The roads in Kazakhstan aren’t as busy as in Russia, but it’s still nicest to avoid main roads with fewer large lorries, as the roads really aren’t wide enough for us and them, and the tarmac usually suffers under the wheels of HGVs and is not a pleasant experience for our poor Pino. As soon as we could, we detoured off the main Petropavlovsk to Astana road and enjoyed some surprisingly good tarmac with hardly any traffic. In fact the only dampener on a really nice day was the wind. Kazakhstan is predominantly flat, arid and grassy. Our days are dominated by vast skies, distant horizons and an ever-present wind. If the wind is on your back it’s an absolute pleasure and we’ve had some great days rolling along at an easy 25+kph. But sometimes the wind turns to greet you in its dusty embrace and things are not so easy. If the wind is not too strong it is simply a minor irritation, like trying to escape the persistent caress of an elderly auntie and your speed drops to 17kph. At other times it becomes the playground bully, pushing and shoving and hissing loudly in your ear and you drop to 14-15kph. And sometimes it hurls itself unfettered across the grassy expanse of steppe and body-slams you like an unruly but affectionate Great Dane. The days feel very long when you’re struggling to maintain 12kph. All we need to do to cheer ourselves though is to remember we’re pedalling through Central Asia: how cool is that?
The sense of isolation in this huge and sparsely populated country has made us feel like we’re being properly adventurous. We camped one night sheltered in the middle of an unusual ring of raised ground in the otherwise flat terrain, and at least 20km from tarmac in any direction.
Unsurprisingly, the tarmac has been of varying quality on the minor roads. In happy contrast to Ukrainian and Russian roads though, in Kazakhstan there has invariably been a choice of dirt roads immediately beside the knackered tarmac, and we’ve found the compacted dirt far smoother to pedal on than the rubble and broken tarmac that’s passed for the road in places. We’ve so far spent around 60km on the dirt trails that criss-cross the steppe alongside the designated roads.
Navigationally it can be a bit worrying and you have to keep a constant check on any divergence from your intended course in the flat and often featureless surroundings, but we’ve been lucky in that the two main dirt stretches that we’ve done to date have been firstly alongside a railway line, with the overhead cables clearly visible to indicate our direction of travel, and secondly, heading towards what appear to be the only mountains in Northern Kazakhstan.
Rising incongruously from the steppe about 200km north of Astana is a series of jagged peaks that are a popular holiday resort and tourist attraction.

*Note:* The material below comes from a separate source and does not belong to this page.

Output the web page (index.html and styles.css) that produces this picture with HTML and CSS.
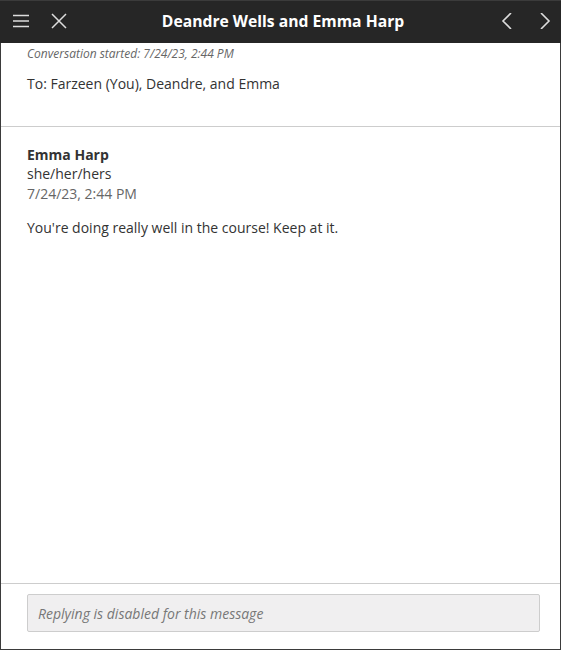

Lake Burabay is the most spectacular of the several lakes contained within the rocky walls and is famous for its gnarled stone pillars and outcrops. The bulbous, weather- worn formations look a bit like the gritstone towers of Derbyshire’s Peak District, but the scale, location and surrounding foliage are a world away.
There’s a camping area on a rocky isthmus extending into Lake Bolshoe Chebachye (adjacent to Lake Burabay) and we’ve spent a couple of nights here to rest our legs, address some creaks and groans from the Pino, do some laundry and improve our personal hygiene as, to be quite frank, we didn’t smell too pleasant upon arrival. The only facilities at the campsite are two pit toilets, but the lake is clean and despite the chill breeze blowing when we arrived it was a relief to slip into the cool water and scrub away the stench of six days.